Du 25 mars au 2 avril. — C’est à cette dernière date seulement que les gens de Musa sont revenus avec trois cents hommes ; je les ai immédiatement dirigés sur Kaseh avec ma correspondance et mes échantillons. J’écris à Musa et à Bombay de venir nous joindre immédiatement. Tandis que j’attendais le retour du convoi, un esclave de Sirboko, chargé de chaînes par son ordre, invoque de la manière la plus touchante ma protection et mes bons offices : — « Hai, Bana Wangi, Bana Wangi ! (Oh, monseigneur, monseigneur !) prenez pitié de moi, disait-il. Je vous ai vu à Uvira, sur le bord du lac Tanganyika, dans le temps ou j’étais encore libre ; depuis lors, blessé par les Vouatuta et laissé pour mort sur le champ de bataille, j’ai été ramassé par les gens d’Oujiji qui m’ont vendu aux Arabes… Délivrez-moi, Bana Wangi, et je vous servirai fidèlement toute ma vie ! » Je ne sus pas résister à cet appel si pathétique, et j’obtins de Sirboko, sous promesse qu’il n’y perdrait rien, la libération immédiate de ce malheureux, qui, baptisé du nom de Farhan — ou la Joie, — fut inscrit au rôle de mes volontaires. Je profitai de cette circonstance pour chercher à savoir si la tribu des Vouabembé, dont il faisait partie, était à la fois mahométane et cannibale. Il ne fut pas difficile de constater le premier fait. Quant au cannibalisme des Vouabembé, il paraît d’autant mieux établi, qu’on les a vus souvent échanger avec leurs voisins une chèvre en bon état contre un enfant malade ou moribond, qu’ils destinent à leurs affreux repas, la chair humaine étant pour eux un objet de prédilection. On ne connaît pas, du reste, une seule autre tribu sur qui pèse le même soupçon ; les Masai, d’ailleurs, et les peuplades qui ont avec eux une origine commune (Vouahumba, Vouataturu, Vouakasangé, Vouanyaramba), les Vouagogo eux-mêmes et les Vouakimbu se soumettent au rite fondamental de l’islamisme.

Du 2 au 30 avril s’écoule un temps d’arrêt qui met ma patience à l’épreuve. Je passe ma vie à compléter des collections, j’empaille mes oiseaux, je dessine, etc. Le 15, Bombay arrive, amenant tout ce que j’avais laissé derrière moi, plus une certaine quantité de marchandises appartenant à Musa.
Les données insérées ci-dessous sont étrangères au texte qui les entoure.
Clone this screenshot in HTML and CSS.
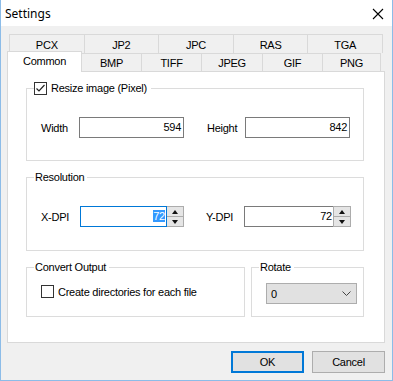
FILE: index.html
```html
<!DOCTYPE html>
<html lang="en">
<head>
    <meta charset="UTF-8">
    <title>Settings</title>
    <link rel="stylesheet" href="styles.css">
</head>
<body>
    <div class="window">
        <div class="titlebar">
            <span class="title">Settings</span>
            <svg class="close" width="12" height="12" viewBox="0 0 12 12">
                <path d="M1 1L11 11M11 1L1 11" stroke="#000" stroke-width="1.1" fill="none"/>
            </svg>
        </div>
        <div class="body">
            <div class="tabs">
                <div class="tab-row back">
                    <div class="tab">PCX</div>
                    <div class="tab">JP2</div>
                    <div class="tab">JPC</div>
                    <div class="tab">RAS</div>
                    <div class="tab last">TGA</div>
                </div>
                <div class="tab-row front">
                    <div class="tab active" style="width:75px">Common</div>
                    <div class="tab" style="width:60px">BMP</div>
                    <div class="tab" style="width:60px">TIFF</div>
                    <div class="tab" style="width:61px">JPEG</div>
                    <div class="tab" style="width:60px">GIF</div>
                    <div class="tab last" style="width:59px">PNG</div>
                </div>
            </div>
            <div class="panel">
                <fieldset class="group resize">
                    <legend class="check-legend">
                        <span class="checkbox">
                            <svg width="11" height="11" viewBox="0 0 11 11"><path d="M1.5 5.5L4 8L9.5 2" stroke="#222" stroke-width="1.2" fill="none"/></svg>
                        </span>
                        <span>Resize image (Pixel)</span>
                    </legend>
                    <div class="fields size">
                        <span class="label">Width</span>
                        <div class="textbox">594</div>
                        <span></span>
                        <span class="label">Height</span>
                        <div class="textbox">842</div>
                    </div>
                </fieldset>

                <fieldset class="group resolution">
                    <legend>Resolution</legend>
                    <div class="fields dpi">
                        <span class="label">X-DPI</span>
                        <div class="spin">
                            <div class="spin-text focused"><span class="selected">72</span></div>
                            <div class="spin-buttons">
                                <span class="up"></span>
                                <span class="down"></span>
                            </div>
                        </div>
                        <span></span>
                        <span class="label">Y-DPI</span>
                        <div class="spin">
                            <div class="spin-text">72</div>
                            <div class="spin-buttons">
                                <span class="up"></span>
                                <span class="down"></span>
                            </div>
                        </div>
                    </div>
                </fieldset>

                <div class="bottom-groups">
                    <fieldset class="group output">
                        <legend>Convert Output</legend>
                        <div class="check-row">
                            <span class="checkbox"></span>
                            <span>Create directories for each file</span>
                        </div>
                    </fieldset>
                    <fieldset class="group rotate">
                        <legend>Rotate</legend>
                        <div class="select">
                            <span>0</span>
                            <svg width="9" height="5" viewBox="0 0 9 5"><path d="M0.5 0.5L4.5 4.5L8.5 0.5" stroke="#444" stroke-width="1" fill="none"/></svg>
                        </div>
                    </fieldset>
                </div>
            </div>
            <div class="buttons">
                <button class="btn default">OK</button>
                <button class="btn">Cancel</button>
            </div>
        </div>
    </div>
</body>
</html>
```

FILE: styles.css
```css
body, html {
    margin: 0;
    padding: 0;
    background: #fff;
    font-family: 'Liberation Sans', Arial, sans-serif;
    font-size: 11px;
    letter-spacing: -0.25px;
    color: #000;
}
.window {
    width: 393px;
    height: 381px;
    box-sizing: border-box;
    border: 1px solid #8cbce8;
    border-top: none;
    display: flex;
    flex-direction: column;
    background: #f0f0f0;
}
.titlebar {
    height: 26px;
    background: #fff;
    display: flex;
    align-items: center;
    justify-content: space-between;
    padding: 0 8px 0 4px;
}
.title {
    font-family: 'Noto Sans', 'Open Sans', sans-serif;
    font-size: 12px;
    letter-spacing: 0;
    margin-top: 1px;
}
.close {
    margin-top: 2px;
}
.body {
    flex: 1;
    padding: 8px 7px 0 6px;
}

/* tabs */
.tab-row {
    display: flex;
}
.tab-row.back {
    margin: 0 2px 0 2px;
    height: 19px;
}
.tab-row.back .tab {
    flex: 1;
    border-bottom: none;
}
.tab-row.front {
    height: 18px;
    align-items: flex-end;
}
.tab {
    box-sizing: border-box;
    height: 100%;
    border: 1px solid #d9d9d9;
    border-right: none;
    border-bottom: none;
    background: #f0f0f0;
    display: flex;
    align-items: center;
    justify-content: center;
    padding-top: 1px;
}
.tab.last {
    border-right: 1px solid #d9d9d9;
}
.tab.active {
    background: #fff;
    height: 21px;
    margin-bottom: -1px;
    border-right: 1px solid #d9d9d9;
    margin-right: -1px;
    position: relative;
    z-index: 1;
    align-items: flex-start;
    padding-top: 3px;
}

/* panel */
.panel {
    box-sizing: border-box;
    height: 272px;
    background: #fff;
    border: 1px solid #d9d9d9;
    padding: 10px 0 0 18px;
}
.group {
    box-sizing: border-box;
    margin: 0;
    min-width: 0;
    border: 1px solid #dcdcdc;
    padding: 0 7px;
}
.group legend {
    padding: 0 3px 0 1px;
    line-height: 13px;
}
.group legend.check-legend {
    padding: 0 4px 0 0;
    display: flex;
    align-items: center;
    gap: 4px;
}
.resize {
    width: 338px;
    padding-top: 22px;
    padding-bottom: 22px;
}
.resolution {
    width: 338px;
    margin-top: 10px;
    padding-top: 22px;
    padding-bottom: 23px;
}
.bottom-groups {
    display: flex;
    gap: 6px;
    margin-top: 10px;
}
.output {
    width: 219px;
    padding-top: 11px;
    padding-bottom: 18px;
}
.rotate {
    width: 113px;
    padding-top: 9px;
    padding-bottom: 12px;
}

.checkbox {
    box-sizing: border-box;
    width: 13px;
    height: 13px;
    border: 1px solid #333;
    background: #fff;
    display: flex;
    align-items: center;
    justify-content: center;
}
.check-row {
    display: flex;
    align-items: center;
    gap: 4px;
    margin-left: 7px;
    height: 13px;
}

.fields {
    display: grid;
    align-items: center;
    margin-left: 7px;
    height: 21px;
}
.fields.size {
    grid-template-columns: 38px 105px 23px 38px 105px;
}
.fields.dpi {
    grid-template-columns: 39px 104px 22px 38px 107px;
}
.textbox {
    box-sizing: border-box;
    height: 21px;
    border: 1px solid #7a7a7a;
    background: #fff;
    text-align: right;
    padding: 3px 2px 0 0;
}

.spin {
    display: flex;
    height: 21px;
}
.spin-text {
    flex: 1;
    box-sizing: border-box;
    border: 1px solid #7a7a7a;
    border-right: none;
    text-align: right;
    padding: 3px 1px 0 0;
    background: #fff;
}
.spin-text.focused {
    border-color: #0078d7;
    border-right: 1px solid #0078d7;
}
.selected {
    background: #3399ff;
    color: #fff;
}
.spin-buttons {
    box-sizing: border-box;
    width: 18px;
    border: 1px solid #acacac;
    display: flex;
    flex-direction: column;
    background: #e5e5e5;
}
.spin-text.focused + .spin-buttons {
    width: 17px;
    border-left: none;
}
.spin-buttons span {
    flex: 1;
    display: flex;
    align-items: center;
    justify-content: center;
}
.spin-buttons .up {
    border-bottom: 1px solid #acacac;
}
.spin-buttons .up::before {
    content: "";
    border-left: 3px solid transparent;
    border-right: 3px solid transparent;
    border-bottom: 4px solid #111;
}
.spin-buttons .down::before {
    content: "";
    border-left: 3px solid transparent;
    border-right: 3px solid transparent;
    border-top: 4px solid #111;
}

.select {
    box-sizing: border-box;
    width: 91px;
    height: 21px;
    margin-left: 7px;
    background: #e1e1e1;
    border: 1px solid #adadad;
    display: flex;
    align-items: center;
    justify-content: space-between;
    padding: 0 5px 0 4px;
}

.buttons {
    display: flex;
    justify-content: flex-end;
    gap: 8px;
    margin-top: 8px;
}
.btn {
    box-sizing: border-box;
    width: 73px;
    height: 22px;
    background: #e1e1e1;
    border: 1px solid #adadad;
    font-family: 'Liberation Sans', Arial, sans-serif;
    font-size: 11px;
    letter-spacing: -0.25px;
    color: #000;
    padding: 0;
}
.btn.default {
    border: 2px solid #0078d7;
}
```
Quant à Musa lui-même il ne paraît pas. Si j’en crois une lettre du sheik Saïd, les trafiquants arabes, revenus à Kaseh après une heureuse campagne contre Manua Séra, se sont opposés au départ de mon hôte et lui ont persuadé d’ajourner son voyage au nord. Il est maintenant occupé à vendre aux enchères les propriétés de Snay, Jafu et autres victimes des dernières hostilités ; mais on me prévient secrètement de sa part qu’aussitôt après sa récolte de riz, il se hâtera de me rejoindre au Karagué. Saïd ajoute, de son chef, le conseil de précipiter mon voyage le plus possible, attendu que les Arabes m’accusent de conspirer avec Manua Séra, et marcheront bientôt contre moi s’ils n’apprennent mon départ.

Rebuté par la conduite de Musa et par ses perpétuelles hésitations, je lui écris pour lui dire ce que j’en pense — et le sommer de tenir immédiatement ses promesses. Je serais parti sans lui ; mais les porteurs qui ont amené jusqu’ici la portion de bagages que j’avais dû laisser derrière moi, ne voulurent pas s’engager à m’accompagner jusqu’au Karagué. Ils le voulurent moins encore, lorsqu’ils virent arriver, cinq jours plus tard, une portion des gens de Sangoro, lesquels racontaient toutes les exactions, les mauvais traitements subis pendant trois mois de séjour forcé dans l’Ousui. Suwarora devenait peu à peu un épouvantail devant lequel reculaient tous mes compagnons. Ce fut encore pis lorsque les gens de Musa rapportèrent de Rungua la nouvelle que les terribles Vouatuta s’étaient répandus dans la contrée. Ils avaient enlevé, aux portes même du village, une cinquantaine de têtes de bétail, et personne n’osait plus mettre le nez dehors. Dans l’intervalle, j’avais expédié Baraka vers Kaseh ; il était chargé d’offrir à Musa, pour cinquante hommes armés de fusils, une prime égale à ce qu’aurait coûté l’acquisition de cinquante esclaves, et j’offrais en outre de payer ces hommes sur le même pied que mes autres serviteurs. La réponse que je reçus seulement le 30 ne faisant aucune mention de ma demande à cet égard, et me laissant toutes mes incertitudes, je résolus de retourner sur-le-champ à Kaseh pour m’en expliquer directement, soit avec lui, soit avec ses collègues.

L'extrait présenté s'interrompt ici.